Namun, serangan pada Selasa (12/12/2023) memberikan pukulan telak bagi Israel, dan bukan hanya karena tingginya jumlah korban tewas.
“Kombinasi itu, brigade tertentu yang memakan banyak korban dan perwira tinggi dalam jumlah besar, membuatnya sangat menderita. Kami terluka hari ini,” lanjutnya.
“Selalu sulit ketika tentara terbunuh, tetapi ketika tingkat komandonya seperti ini, Anda akan sangat terpukul. Ini adalah komandan yang memimpin ratusan tentara,” tambahnya.
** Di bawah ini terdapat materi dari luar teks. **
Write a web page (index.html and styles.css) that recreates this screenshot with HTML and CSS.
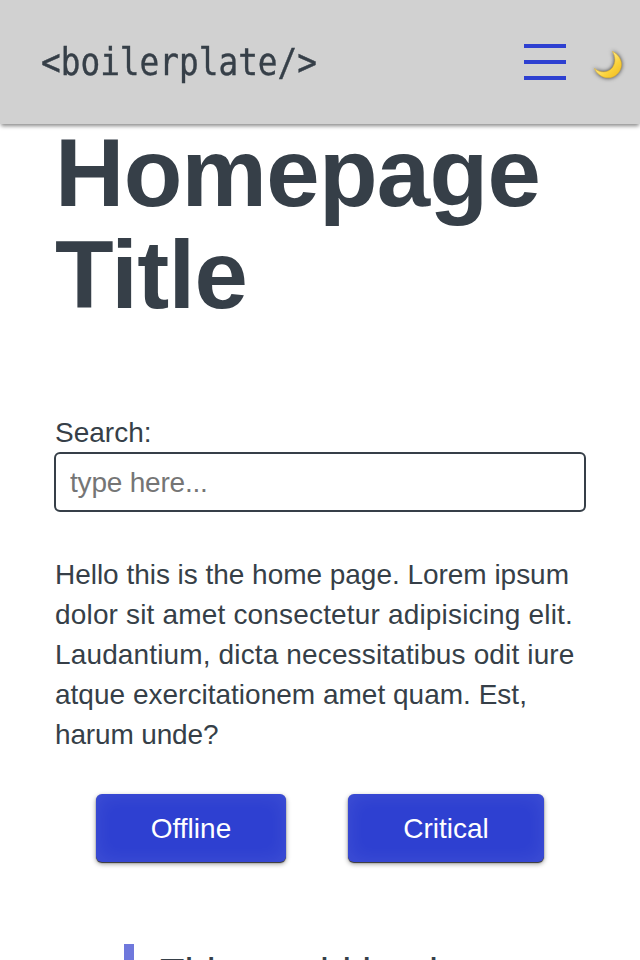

Eisin menjelaskan insiden ini mengingatkan kita pada sifat perang yang tidak dapat diprediksi yang saat ini dilancarkan Israel di Gaza.
Fase pertama operasi ini terbatas pada serangan udara dan artileri, yang menyebabkan banyak korban di kalangan warga Palestina, namun tetap menjaga keamanan tentara Israel karena IDF memiliki keunggulan udara atas Gaza.
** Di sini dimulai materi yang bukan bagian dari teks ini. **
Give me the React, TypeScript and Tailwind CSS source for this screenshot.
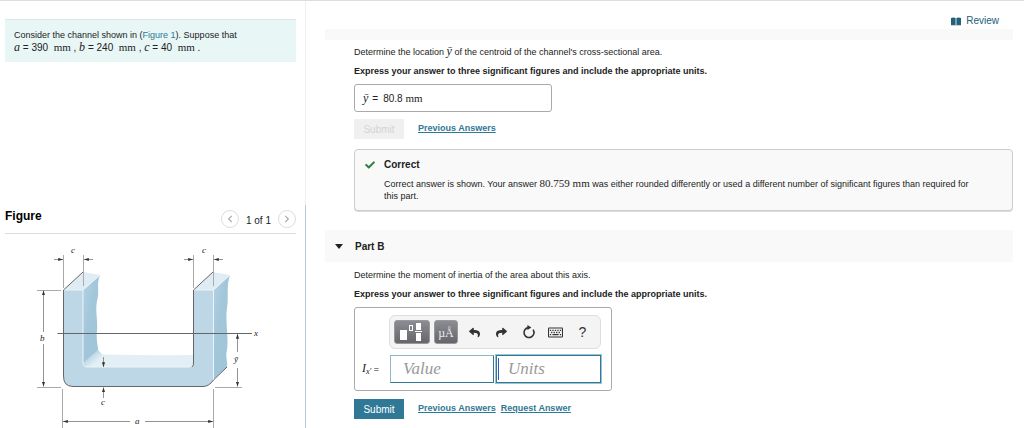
import * as React from 'react';
import { FaCheck, FaChevronLeft, FaChevronRight, FaRegKeyboard, FaReply, FaShare } from 'react-icons/fa';

function MathVar({ children }: { children: React.ReactNode }) {
  return <i className="font-['Liberation_Serif',serif] text-[12px] leading-none">{children}</i>;
}

function Unit({ children }: { children: React.ReactNode }) {
  return <span className="font-['Liberation_Serif',serif] text-[11px] leading-none">{children}</span>;
}

function BookIcon() {
  return (
    <svg width="10" height="9" viewBox="0 0 10 9" fill="#23607a" aria-hidden="true">
      <path d="M0 1 Q2.4 0 4.6 1 V8 H0Z" />
      <path d="M5.4 1 Q7.6 0 10 1 V8 H5.4Z" />
      <path d="M0 8.4 H10" stroke="#8fb0bf" strokeWidth="0.6" />
    </svg>
  );
}

function ResetIcon() {
  return (
    <svg width="14" height="14" viewBox="0 0 14 14" aria-hidden="true">
      <path d="M11.1 4.6 A5 5 0 1 1 6 2.6" fill="none" stroke="#333" strokeWidth="1.6" />
      <path d="M5.4 0 L9.4 2.5 L5.4 5Z" fill="#333" />
    </svg>
  );
}

function TemplateIcon() {
  return (
    <svg width="26" height="20" viewBox="0 0 26 20" fill="#fff" aria-hidden="true" className="shrink-0">
      <rect x="1" y="8" width="7" height="10" />
      <rect x="10.5" y="3.5" width="3" height="5" fill="none" stroke="#fff" />
      <rect x="17" y="1" width="5" height="7" />
      <rect x="16" y="9" width="7" height="1" />
      <rect x="17" y="11" width="5" height="8" />
    </svg>
  );
}

function ChannelFigure() {
  return (
    <svg
      className="block w-full"
      viewBox="5 240 291 188"
      role="img"
      aria-label="Cross section of the channel"
      fontFamily="'Liberation Serif', serif"
      fontStyle="italic"
      fontSize="9"
    >
      <defs>
        <marker id="arrow" viewBox="0 0 6 4" refX="6" refY="2" markerWidth="6" markerHeight="5" orient="auto-start-reverse">
          <path d="M0 0 L6 2 L0 4Z" fill="#333" />
        </marker>
        <linearGradient id="side" x1="0" y1="0" x2="1" y2="1">
          <stop offset="0" stopColor="#b3d2e1" />
          <stop offset="0.4" stopColor="#a2c7da" />
          <stop offset="1" stopColor="#9fc4d8" />
        </linearGradient>
        <linearGradient id="fillet" x1="85" y1="350" x2="99" y2="366" gradientUnits="userSpaceOnUse">
          <stop offset="0.2" stopColor="#a2c7da" />
          <stop offset="0.5" stopColor="#c9dfea" />
          <stop offset="0.8" stopColor="#e4eff5" />
        </linearGradient>
      </defs>

      {/* left and right flanges, inner side faces */}
      <path d="M83 290 L100 275 C96 285 100 292 97 301 C95 311 98 320 97 330 C96 340 98 345 98 350 L102 355 L88 367 H83Z" fill="url(#side)" />
      <path d="M213 290 L230 275 C226 287 229 296 227 308 C225 322 229 338 227 350 C225 356 228 361 227 367 L213 380Z" fill="url(#side)" />
      <path d="M63.5 290 L83 272 L100 275 L83 290Z" fill="#e0ecf4" />
      <path d="M193.5 290 L213 272 L230 275 L213 290Z" fill="#e0ecf4" />

      {/* web */}
      <path d="M98 353 Q101 355 105 354.5 Q150 355.5 193.5 355 V367 H86Z" fill="#e4eff5" />
      <path d="M83 363 L98 350 Q99 354 104 355 L90 367 H86Z" fill="url(#fillet)" />

      {/* front face */}
      <path d="M63.5 290 H83 V363 Q83 367 87 367 H190 Q193.5 367 193.5 363 V290 H213.5 V380 Q209 386.5 203 386.5 H73 Q63.5 386.5 63.5 376Z" fill="#bed7e6" />
      <path d="M64 290 H83 V363 Q83 367 87 367 H190 M194 290 H213.5 V380 M83 290 L100 275 M213.5 290 L230 275" fill="none" stroke="#eaf4f9" />
      <path d="M83 272 L63.5 290 V376 Q63.5 386.5 73 386.5 H203 Q209 386.5 213.5 380 L227 367 M213 272 L193.5 290 V363 Q193.5 366 192 367" fill="none" stroke="#666" />

      {/* x axis */}
      <path d="M57.5 333.5 H252" stroke="#666" />

      {/* extension lines */}
      <path
        d="M63.5 255 V288 M83.5 255 V286 M193.5 255 V288 M213.5 255 V286 M37 290.5 H61 M37 387.5 H61 M215 387.5 H242 M62.5 389 V428 M213.5 389 V428"
        stroke="#aaa"
      />

      {/* dimension arrows */}
      <g stroke="#777" strokeWidth="0.8">
        <path d="M54 259.5 H63" markerEnd="url(#arrow)" />
        <path d="M93 259.5 H84" markerEnd="url(#arrow)" />
        <path d="M184 259.5 H193" markerEnd="url(#arrow)" />
        <path d="M223 259.5 H214" markerEnd="url(#arrow)" />
        <path d="M43.5 332 V290.5" markerEnd="url(#arrow)" />
        <path d="M43.5 344 V386.5" markerEnd="url(#arrow)" />
        <path d="M237.5 352 V334" markerEnd="url(#arrow)" />
        <path d="M237.5 368 V386.5" markerEnd="url(#arrow)" />
        <path d="M103.5 357 V367" markerEnd="url(#arrow)" />
        <path d="M103.5 398 V387.5" markerEnd="url(#arrow)" />
        <path d="M130 421.5 H63" markerEnd="url(#arrow)" />
        <path d="M145 421.5 H213" markerEnd="url(#arrow)" />
      </g>

      <g fill="#222">
        <text x="71" y="253">c</text>
        <text x="202" y="253">c</text>
        <text x="40" y="341">b</text>
        <text x="254" y="336">x</text>
        <text x="234" y="362">ȳ</text>
        <text x="101" y="405">c</text>
        <text x="135" y="424">a</text>
      </g>
    </svg>
  );
}

function PageButton({ label, children }: { label: string; children: React.ReactNode }) {
  return (
    <button
      type="button"
      aria-label={label}
      className="flex size-[18px] items-center justify-center rounded-full border border-[#ddd] bg-white text-[8px] text-[#aaa]"
    >
      {children}
    </button>
  );
}

function TextLink({ children }: { children: React.ReactNode }) {
  return (
    <a href="#" className="text-[9px] font-bold text-[#2f7896] underline">
      {children}
    </a>
  );
}

function ToolButton({ label, children }: { label: string; children: React.ReactNode }) {
  return (
    <button type="button" aria-label={label} className="flex w-[27px] items-center justify-center text-[14px] leading-none">
      {children}
    </button>
  );
}

function Toolbar() {
  return (
    <div className="flex h-[34px] items-center rounded-md border border-[#ddd] bg-[#f4f4f4] pl-1 text-[#333]">
      <button type="button" aria-label="Templates" className="flex h-6 w-9 items-center justify-center rounded-[3px] border border-[#999] bg-gradient-to-b from-[#8c8c94] to-[#66666a]">
        <TemplateIcon />
      </button>
      <button type="button" aria-label="Symbols" className="mr-[3px] ml-1 h-6 w-6 rounded-[3px] border border-[#999] bg-gradient-to-b from-[#8c8c94] to-[#66666a] font-['Liberation_Serif',serif] text-[12px] leading-6 text-[#eee]">
        µÅ
      </button>
      <ToolButton label="Undo"><FaReply size={11} /></ToolButton>
      <ToolButton label="Redo"><FaShare size={11} /></ToolButton>
      <ToolButton label="Reset"><ResetIcon /></ToolButton>
      <ToolButton label="Keyboard shortcuts"><FaRegKeyboard size={15} /></ToolButton>
      <ToolButton label="Help">?</ToolButton>
    </div>
  );
}

export default function App() {
  const [value, setValue] = React.useState('');
  const [units, setUnits] = React.useState('');

  return (
    <div className="flex min-h-screen border-t border-[#ddd] bg-white font-['Liberation_Sans',Arial,sans-serif] text-[9px] text-[#222]">
      <aside className="flex w-[306px] shrink-0 flex-col">
        <section className="h-[204px] border-r border-[#eee] pt-[18px] pr-[9px] pl-[5px]">
          <div className="border-t border-[#dbe8e8] bg-[#e8f6f6] px-[9px] pt-[9px] pb-2 leading-[12px]">
            <p className="whitespace-nowrap">
              Consider the channel shown in (<a href="#" className="text-[#2f7896]">Figure 1</a>). Suppose that
            </p>
            <p className="text-[10px] leading-[12px] whitespace-nowrap">
              <MathVar>a</MathVar> = 390 &nbsp;<Unit>mm</Unit> , <MathVar>b</MathVar> = 240 &nbsp;<Unit>mm</Unit> , <MathVar>c</MathVar> = 40 &nbsp;<Unit>mm</Unit> .
            </p>
          </div>
        </section>

        <section className="grow border-r border-[#b9c9de] pr-[9px] pl-[5px]">
          <div className="flex h-[29px] items-center border-b border-[#ddd]">
            <h2 className="grow pb-[6px] text-[12px] font-bold text-black">Figure</h2>
            <PageButton label="Previous figure"><FaChevronLeft /></PageButton>
            <span className="px-[7px] pt-[2px] text-[10px]">1 of 1</span>
            <PageButton label="Next figure"><FaChevronRight /></PageButton>
          </div>
          <div className="pt-[6px]">
            <ChannelFigure />
          </div>
        </section>
      </aside>

      <main className="min-w-0 grow pr-[11px] pl-[19px]">
        <div className="flex h-7 items-end justify-end pr-[14px] pb-[2px]">
          <a href="#" className="flex items-center gap-[5px] text-[10px] leading-[12px] text-[#23607a]">
            <BookIcon />
            Review
          </a>
        </div>
        <div className="h-[11px] bg-[#f9f9f9]" />

        <section className="pl-[29px]">
          <p className="pt-[5px] leading-[12px]">
            Determine the location <MathVar>ȳ</MathVar> of the centroid of the channel's cross-sectional area.
          </p>
          <p className="pt-[7px] leading-[12px] font-bold">
            Express your answer to three significant figures and include the appropriate units.
          </p>
          <div className="mt-[7px] flex h-7 w-[198px] items-center gap-1 rounded-[3px] border border-[#aaa] px-2 text-[10px]">
            <MathVar>ȳ</MathVar> =
            <span className="pl-px">80.8 <Unit>mm</Unit></span>
          </div>
          <div className="mt-[7px] flex items-center gap-[14px]">
            <button type="button" disabled className="h-5 w-[50px] bg-[#f0f0f0] text-[10px] text-[#d4d4d4]">Submit</button>
            <TextLink>Previous Answers</TextLink>
          </div>

          <div className="mt-[10px] flex gap-[9px] rounded-[4px] border border-[#ccc] bg-[#f9f9f9] p-[9px] pb-2 pl-[10px] shadow-[0_1px_0_#ddd]">
            <FaCheck size={10} className="mt-[1px] shrink-0 text-[#2e7d3a]" />
            <div>
              <h3 className="text-[10px] leading-[12px] font-bold">Correct</h3>
              <p className="pt-[7px] leading-[12px]">
                Correct answer is shown. Your answer <Unit>80.759 mm</Unit> was either rounded differently or used a different number of significant figures than required for
                <br />
                this part.
              </p>
            </div>
          </div>
        </section>

        <button type="button" aria-expanded="true" className="mt-[19px] flex h-8 w-full items-center gap-3 bg-[#f9f9f9] pl-[10px] text-[10px] font-bold">
          <svg width="8" height="5" viewBox="0 0 8 5" aria-hidden="true">
            <path d="M0 0 H8 L4 5Z" fill="#222" />
          </svg>
          Part B
        </button>

        <section className="pl-[29px]">
          <p className="pt-[7px] leading-[12px]">Determine the moment of inertia of the area about this axis.</p>
          <p className="pt-[7px] leading-[12px] font-bold">
            Express your answer to three significant figures and include the appropriate units.
          </p>
          <div className="mt-[7px] w-[258px] rounded-[3px] border border-[#aaa] pt-[7px] pr-[10px] pb-[7px] pl-[7px]">
            <div className="pl-[27px]">
              <Toolbar />
            </div>
            <div className="mt-[6px] flex items-center">
              <span className="w-[28px] shrink-0 whitespace-nowrap">
                <MathVar>I</MathVar>
                <sub className="font-['Liberation_Serif',serif] text-[8px] italic">x′</sub> =
              </span>
              <input
                aria-label="Value"
                placeholder="Value"
                value={value}
                onChange={(e) => setValue(e.target.value)}
                className="h-7 w-[104px] shrink-0 border border-t-[#8db8ca] border-r-[#2f7896] border-b-[#2f7896] border-l-[#8db8ca] pl-3 font-['Liberation_Serif',serif] text-[17px] italic placeholder:text-[#999]"
              />
              <div className="relative ml-[2px] grow">
                <input
                  aria-label="Units"
                  placeholder="Units"
                  value={units}
                  onChange={(e) => setUnits(e.target.value)}
                  className="block h-7 w-full border border-[#2f7896] pl-[11px] font-['Liberation_Serif',serif] text-[17px] italic outline-1 outline-[#9cc3d3] placeholder:text-[#999]"
                />
                <span className="absolute top-[3px] left-[2px] h-[22px] w-px bg-[#3455c8]" />
              </div>
            </div>
          </div>
          <div className="mt-2 flex items-center">
            <button type="button" className="mr-[14px] h-5 w-[50px] bg-[#2f7896] text-[10px] text-white">Submit</button>
            <TextLink>Previous Answers</TextLink>
            <span className="w-[5px]" />
            <TextLink>Request Answer</TextLink>
          </div>
        </section>
      </main>
    </div>
  );
}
Tapi begitu IDF mendarat, keseimbangannya agak berubah. Menurut IDF, Hamas telah menghabiskan waktu lama untuk mempersiapkan perang ini, membangun sistem terowongan yang luas, memasang perangkap dan pertahanan. Ini mungkin salah satu alasan mengapa invasi ini lebih mematikan bagi IDF dibandingkan operasi darat pada 2014 di Gaza, yang berlangsung selama 51 hari dan menyebabkan 67 tentara Israel tewas.
“Dalam peperangan perkotaan, keuntungan selalu ada pada pihak yang bertahan, itulah sebabnya Hamas membangun dirinya di arena perkotaan dan menciptakan arena bawah tanah di bawah wilayah perkotaan tertentu,” kata Eisen, seraya menambahkan bahwa dalam kasus seperti itu, pasukan penyerang perlu “menciptakan keunggulan lokal” untuk berhasil.
“Kemarin tidak berhasil,” katanya.
IDF mengatakan unit yang terlibat dalam insiden pada Selasa (12/12/2023) adalah Brigade Golani, sebuah unit infanteri yang beroperasi di lingkungan Shejaiya di Gaza timur tengah.
Dalam sebuah pernyataan pada Rabu (13/12/2023), IDF mengatakan para pejuang Hamas melemparkan bahan peledak ke arah tentara dan menembak mereka dari dalam sebuah bangunan tempat tinggal di mana infrastruktur teror bawah tanah juga berada.
Pensiunan Jenderal IDF Israel Ziv mengatakan kepada CNN bahwa insiden itu terjadi di bagian padat lingkungan Shejaiya, yang menurutnya dikenal karena dieksploitasi oleh teroris Hamas untuk mengerahkan banyak peluncur roket dan untuk menyembunyikan lubang masuk ke terowongan bawah tanah, yang dijaga oleh jebakan.
“Memerangi dan membersihkan kehadiran teror dari daerah ini sangat berisiko dan membutuhkan keberanian dan tekad tingkat tinggi,” kata Ziv, menjelaskan bahwa insiden tersebut sangat mematikan karena setelah tim infanteri pertama menghadapi pejuang Hamas dan jebakan, tim lainnya bergegas untuk merespons.
“Ketergesaan itulah yang menjadi alasan utama tingginya jumlah korban jiwa,” katanya.
Meskipun mayoritas warga Israel masih mendukung operasi Gaza, Ziv mengatakan ada beberapa orang yang mulai mempertanyakan cara perang tersebut dilakukan.
“Insiden seperti ini (mendorong) seruan untuk menggunakan tindakan yang lebih jauh seperti angkatan udara, daripada mengirim pasukan untuk berperang tatap muka di daerah perkotaan yang mematikan,” katanya.
Ziv dan Eisin sama-sama mengatakan pertempuran di darat akan membantu meminimalkan korban sipil dibandingkan dengan pemboman udara.
“Kejadian (IDF) kemarin tidak harus terjadi jika kita menggunakan pesawat,” tegas Eisin.
“Tetapi ketika sebuah pesawat merobohkan sebuah gedung, jika Anda tidak tahu persis apa yang ada di lantai yang berbeda, dan jika Anda berpikir ada warga sipil di sana, itu adalah bagian dari diskusi. Ini dilema,” tambahnya.
Banyaknya kematian warga sipil di Gaza telah menguji dukungan internasional terhadap Israel, bahkan beberapa sekutu terdekatnya menyerukan gencatan senjata kemanusiaan.
Eisin mengatakan dia melihat kesenjangan yang semakin lebar antara opini publik di Israel dan pandangan masyarakat di luar Israel.
“Saya benar-benar merasa dunia tidak memahaminya, mereka tidak memahami bahwa kami melihat ini sebagai ancaman nyata, bahwa kami tidak dapat hidup di sini selama kemampuan militer Hamas masih ada,” pungkasnya.